Thursday, August 24, 2017

Sidewalk ’17: The Weight

Missouri is the home of barbecue spare ribs and Provel cheese, so maybe it’s not surprising the villain of this Midwest border state noir is a weight loss counselor. She sells a healthy lifestyle and not so healthy drugs. Unfortunately, Thad Sitter got himself mixed up in her illicit business. When he suddenly disappears under mysterious circumstances, his ex-wife will defy the conspicuously unhelpful sheriff to find him in Thomas Rennier’s The Weight, which screens during the 2017 Sidewalk Film Festival.

Although Thad and Julie Sitter divorced, they still care deeply for each other. It was one of those complicated situations. Things weren’t so complicated between her and Sheriff Crane. She just dumped him—end of story. Of course, that means he has all kinds of bad attitude when she reports him missing. Sitter had been working for Gayle Benson’s weight loss clinic, where he served as the primary contact with her drug supplier. Benson sells a supposedly natural weight loss supplement to her clients that is apparently some kind of amphetamine compound. Obviously, this is problematic, but it also means it probably works. In any event, when her regularly supplier shorts them, Benson deals out some disproportionate payback, which Sitter is forced to clean-up. That also makes him a loose end.
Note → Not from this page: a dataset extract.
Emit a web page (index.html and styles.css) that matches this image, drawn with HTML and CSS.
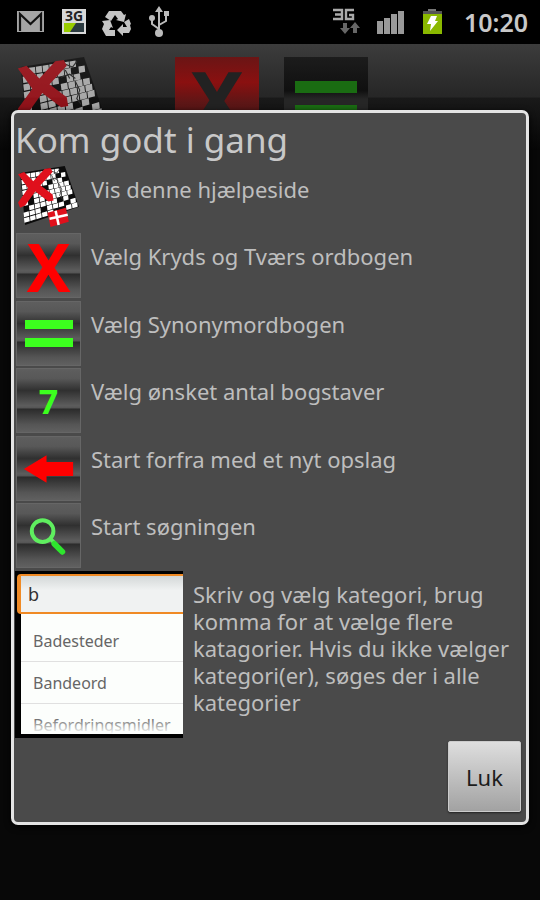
FILE: index.html
```html
<!DOCTYPE html>
<html lang="da">
<head>
    <meta charset="UTF-8">
    <meta name="viewport" content="width=device-width, initial-scale=1.0">
    <title>Kom godt i gang</title>
    <link rel="stylesheet" href="styles.css">
</head>
<body>

    <!-- Shared drawings -->
    <svg width="0" height="0" class="defs" aria-hidden="true">
        <symbol id="crossword" viewBox="0 0 64 64">
            <path d="M4 7 48 0l14 40-53 18z" fill="#0c0c0c"/>
            <g stroke="#fff" stroke-width=".88" stroke-dasharray=".88 .12">
                <path transform="matrix(4.7 -.75 .5 5 5 8)" d="M0 .5h8"/>
                <path transform="matrix(4.850 -.88 .5 5 5.300 13.400)" d="M0 .5h3M4 .5h3M8 .5h1"/>
                <path transform="matrix(5 -1 .6 5 5.700 18.800)" d="M0 .5h5M6 .5h2"/>
                <path transform="matrix(5.150 -1.140 .6 5 6 24.200)" d="M0 .5h3M5 .5h4"/>
                <path transform="matrix(5.300 -1.270 .6 5 6.400 29.600)" d="M0 .5h1M2 .5h7"/>
                <path transform="matrix(5.450 -1.400 .6 5 6.700 35)" d="M0 .5h1M2 .5h2M5 .5h4"/>
                <path transform="matrix(5.600 -1.530 .6 5 7.100 40.400)" d="M1 .5h5M7 .5h1"/>
                <path transform="matrix(5.750 -1.660 .6 5 7.400 45.800)" d="M0 .5h3M4 .5h3M8 .5h1"/>
                <path transform="matrix(5.900 -1.790 .6 5 7.800 51.200)" d="M0 .5h5M7 .5h2"/>
            </g>
            <g fill="none" stroke="#333" stroke-width=".8">
                <path d="M31 10l4-5 5 2 3-4M32 14l6-2 4 3M42 17l3 6-2 6 3 4M35 9l3 6"/>
            </g>
            <path d="M2 8l6-2 9 9L28 3l6-1 2 4-12 13 12 9 1 6-5 1-13-10-10 14-5 2-2-5 10-14z" fill="#e0101c"/>
        </symbol>
    </svg>

    <!-- Status bar -->
    <div class="status-bar">
        <svg class="status-icons" viewBox="0 0 160 34" width="160" height="34">
            <path d="M1 6h27v21H1z" fill="#a5a5a5"/>
            <path d="M4 26V9l10.500 10L25 9v17" fill="none" stroke="#111" stroke-width="2.200"/>
            <path d="M46 4h24v25H46z" fill="#d8d8d8"/>
            <text x="58" y="16" text-anchor="middle" class="net-label">3G</text>
            <path d="M48 18h20v9H48z" fill="#2b3a40"/>
            <path d="M48 18h12l-6 9h-6z" fill="#9c0"/>
            <g fill="#c4c4c4">
                <path d="M93 6h12l3 4 2-1-2 8-8-2 2-1-3-4-4 6-6-4z"/>
                <path d="M108 17l5-3 2 5-1 1 1 4-2 4h-6v3l-6-6 6-6v3h4z"/>
                <path d="M86 16l8-1 3 8-2-1-2 3h6v6h-9l-4-7 2-5z"/>
            </g>
            <g fill="none" stroke="#bbb" stroke-width="2">
                <path d="M143 30V5M143 24l-7-5v-6M143 20l7-4v-5"/>
            </g>
            <path d="M143 1l4 6h-8zM148 6h5v5h-5z" fill="#bbb"/>
            <circle cx="136" cy="13" r="3" fill="#bbb"/>
            <circle cx="143" cy="28" r="4" fill="#bbb"/>
        </svg>
        <div class="status-right">
            <svg viewBox="0 0 116 30" width="116" height="30">
                <g fill="none" stroke="#aaa" stroke-width="2.400">
                    <path d="M1 3h9v9H1M3 7.500h7M22 3h-8v9h7V8h-4"/>
                </g>
                <path d="M11 16h4v5h3l-5 6-5-6h3zM21 26v-5h-3l5-6 5 6h-3v5z" fill="#666"/>
                <g fill="#999">
                    <path d="M45 14h6v13h-6zM52 11h6v16h-6zM59 7h6v20h-6zM66 4h6v23h-6z"/>
                </g>
                <path d="M96 2h8v3h-8z" fill="#777"/>
                <path d="M91 5h19v22H91z" fill="#8ab800"/>
                <path d="M91 4h19v3H91z" fill="#555"/>
                <path d="M99 9h6l-2 5h3l-8 10 1-7h-4z" fill="#fff"/>
            </svg>
            <span class="clock">10:20</span>
        </div>
    </div>

    <!-- App toolbar, dimmed behind the dialog -->
    <div class="toolbar">
        <svg class="toolbar-logo" width="92" height="92" aria-hidden="true"><use href="#crossword"/></svg>
        <button type="button" class="tool tool-cross">X</button>
        <button type="button" class="tool tool-equal" aria-label="Synonymordbog"><i></i><i></i></button>
    </div>

    <!-- Help dialog -->
    <div class="overlay">
        <div class="dialog" role="dialog" aria-labelledby="dialog-title">
            <h1 id="dialog-title">Kom godt i gang</h1>
            <ul class="help-list">
                <li>
                    <svg class="help-logo" viewBox="0 0 64 64" width="65" height="65" aria-hidden="true">
                        <use href="#crossword" width="64" height="64"/>
                        <path d="M31 46l18-5 3 14-18 5z" fill="#e0101c"/>
                        <path d="M39 44l3 14M33 52l18-4" stroke="#fff" stroke-width="2.500"/>
                    </svg>
                    <p>Vis denne hjælpeside</p>
                </li>
                <li>
                    <span class="tile tile-cross">X</span>
                    <p>Vælg Kryds og Tværs ordbogen</p>
                </li>
                <li>
                    <span class="tile tile-equal"><i></i><i></i></span>
                    <p>Vælg Synonymordbogen</p>
                </li>
                <li>
                    <span class="tile tile-number">7</span>
                    <p>Vælg ønsket antal bogstaver</p>
                </li>
                <li>
                    <span class="tile">
                        <svg viewBox="0 0 64 64" width="64" height="64">
                            <path d="M7 32l23-14v7h27v14H30v7z" fill="#f00"/>
                        </svg>
                    </span>
                    <p>Start forfra med et nyt opslag</p>
                </li>
                <li>
                    <span class="tile">
                        <svg viewBox="0 0 64 64" width="64" height="64">
                            <circle cx="26" cy="27" r="11" fill="none" stroke="#5fee5f" stroke-width="4"/>
                            <path d="M34 35l4 4" stroke="#5fee5f" stroke-width="4"/>
                            <path d="M38 40l8 8" stroke="#2ee62e" stroke-width="6" stroke-linecap="round"/>
                        </svg>
                    </span>
                    <p>Start søgningen</p>
                </li>
                <li>
                    <div class="suggest">
                        <input type="text" value="b" aria-label="Kategori">
                        <ul class="suggest-list">
                            <li>Badesteder</li>
                            <li>Bandeord</li>
                            <li>Befordringsmidler</li>
                        </ul>
                    </div>
                    <p>Skriv og vælg kategori, brug komma for at vælge flere katagorier. Hvis du ikke vælger kategori(er), søges der i alle kategorier</p>
                </li>
            </ul>
            <div class="dialog-actions">
                <button type="button" class="close-button">Luk</button>
            </div>
        </div>
    </div>

</body>
</html>
```
FILE: styles.css
```css
/* Global Styles */
* {
    margin: 0;
    padding: 0;
    box-sizing: border-box;
    font-family: 'Noto Sans', 'Open Sans', sans-serif;
}

body {
    position: relative;
    min-height: 100vh;
    background: #080808;
    color: #bebebe;
}

ul {
    list-style: none;
}

svg {
    display: block;
}

.defs {
    position: absolute;
}

/* Status Bar */
.status-bar {
    display: flex;
    justify-content: space-between;
    align-items: center;
    height: 44px;
    padding: 0 12px 0 16px;
    background: #000;
}

.status-right {
    display: flex;
    align-items: center;
    gap: 16px;
}

.net-label {
    font-size: 14px;
    font-weight: bold;
    fill: #222;
}

.clock {
    font-size: 25px;
    font-weight: 600;
    color: #c8c8c8;
}

/* Toolbar */
.toolbar {
    display: flex;
    align-items: flex-start;
    height: 106px;
    padding: 13px 16px 0 15px;
    background: linear-gradient(#3c3c3c, #262626 50%, #191919 51%, #060606);
    overflow: hidden;
}

.toolbar-logo {
    margin-right: 68px;
    opacity: 0.6;
}

.tool {
    width: 84px;
    height: 84px;
    margin-right: 25px;
    border: none;
}

.tool-cross {
    background: linear-gradient(#6a1515, #8a1010 30%, #5c1616 55%, #4c1010);
    color: #222;
    font-size: 80px;
    font-weight: bold;
    line-height: 72px;
}

.tool-equal {
    display: flex;
    flex-direction: column;
    align-items: center;
    justify-content: center;
    gap: 12px;
    background: linear-gradient(#1c1c1c, #101010 40%, #262626 50%);
}

.tool-equal i {
    width: 62px;
    height: 12px;
    background: #1a6c12;
}

/* Dialog */
.overlay {
    position: absolute;
    inset: 0;
    padding: 110px 11px 75px;
}

.dialog {
    padding: 0 5px 10px 1px;
    background: #4a4a4a;
    border: 3px solid #e4e4e4;
    border-radius: 7px;
    box-shadow: 0 2px 6px #000;
}

h1 {
    height: 53px;
    font-size: 35px;
    font-weight: normal;
    line-height: 54px;
    color: #c8c8c8;
}

.help-list > li {
    display: flex;
    gap: 10px;
    min-height: 67px;
}

.help-list > li:nth-child(even) {
    min-height: 68px;
}

.help-list p {
    flex: 1;
    padding-top: 10px;
    font-size: 22px;
    line-height: 27px;
}

.help-logo,
.tile {
    flex: none;
    width: 65px;
    height: 65px;
    margin-left: 1px;
}

.tile {
    display: flex;
    align-items: center;
    justify-content: center;
    border: 1px solid #666;
    background: linear-gradient(#5e5e5e, #585858 15%, #303030 34%, #5c5c5c 58%, #585858 61%, #2c2c2c 64%, #555 88%, #606060);
    font-weight: bold;
}

.tile-cross {
    color: #f00;
    font-size: 66px;
    line-height: 64px;
}

.tile-number {
    color: #3cff1e;
    font-size: 34px;
    line-height: 64px;
}

.tile-equal {
    flex-direction: column;
    gap: 9px;
}

.tile-equal i {
    width: 48px;
    height: 9px;
    background: #3cff1e;
}

/* Category Suggestions */
.suggest {
    flex: none;
    width: 168px;
    height: 167px;
    padding: 3px 0 4px 2px;
    background: #000;
}

.suggest input {
    display: block;
    width: 100%;
    height: 40px;
    padding-left: 7px;
    border: solid #f08a24;
    border-width: 2px 0 2px 4px;
    border-radius: 4px 0 0 4px;
    background: linear-gradient(#d4d8d8, #f0f2f2 40%);
    color: #333;
    font-size: 18px;
    outline: none;
}

.suggest-list {
    position: relative;
    height: 120px;
    margin-left: 4px;
    padding-top: 6px;
    background: #fcfefc;
    overflow: hidden;
}

.suggest-list li {
    height: 42px;
    padding-left: 12px;
    border-bottom: 1px solid #e0e0e0;
    color: #666;
    font-size: 16px;
    line-height: 42px;
}

/* Fade over the cut-off last entry */
.suggest-list::after {
    content: '';
    position: absolute;
    inset: auto 0 0;
    height: 16px;
    background: linear-gradient(rgba(252, 254, 252, 0), #fcfefc);
}

/* Close Button */
.dialog-actions {
    display: flex;
    justify-content: flex-end;
    padding-top: 3px;
}

.close-button {
    width: 73px;
    height: 71px;
    border: 1px solid #ccc;
    border-radius: 2px;
    background: linear-gradient(#dedede, #a2a2a2);
    box-shadow: 0 1px 2px #222;
    color: #1c1c1c;
    font-size: 22px;
    cursor: pointer;
}
```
When Benson hires a low-rent hitman with an ugly toupee to kill Sitter, he takes to the wind. Meanwhile, his wife’s Red Hot Riplet guzzling private investigator Jake Liebig starts nosing around the weight loss center for clues. Obviously, this will end badly for the majority of the characters, because that is how noirs roll. Unfortunately, the film craters after a nifty hardboiled second act.

Despite sharing little screen time together, Clayne Crawford and M.J. Brackin convince us the Sitters really do still care for each other. However, the real fun comes from Ken Hudson Campbell as Liebig, the private eye who looks rumpled and slovenly on a good day. Likewise, Heather Roop is entertainingly catty as the ruthless Benson.

The Weight has plenty of good Fargo-like small town skulduggery, but it collapses in a total face-palm moment that was probably intended send a message. Seriously, why? Alabamans can still enjoy their native son Crawford and the Missouri setting up to that point, but they will wish they could take the work-print back into the editing bay and recut it. Getting a mixed review, The Weight screens this coming Saturday night (8/26) as part of the Sidewalk Film Festival, in Birmingham.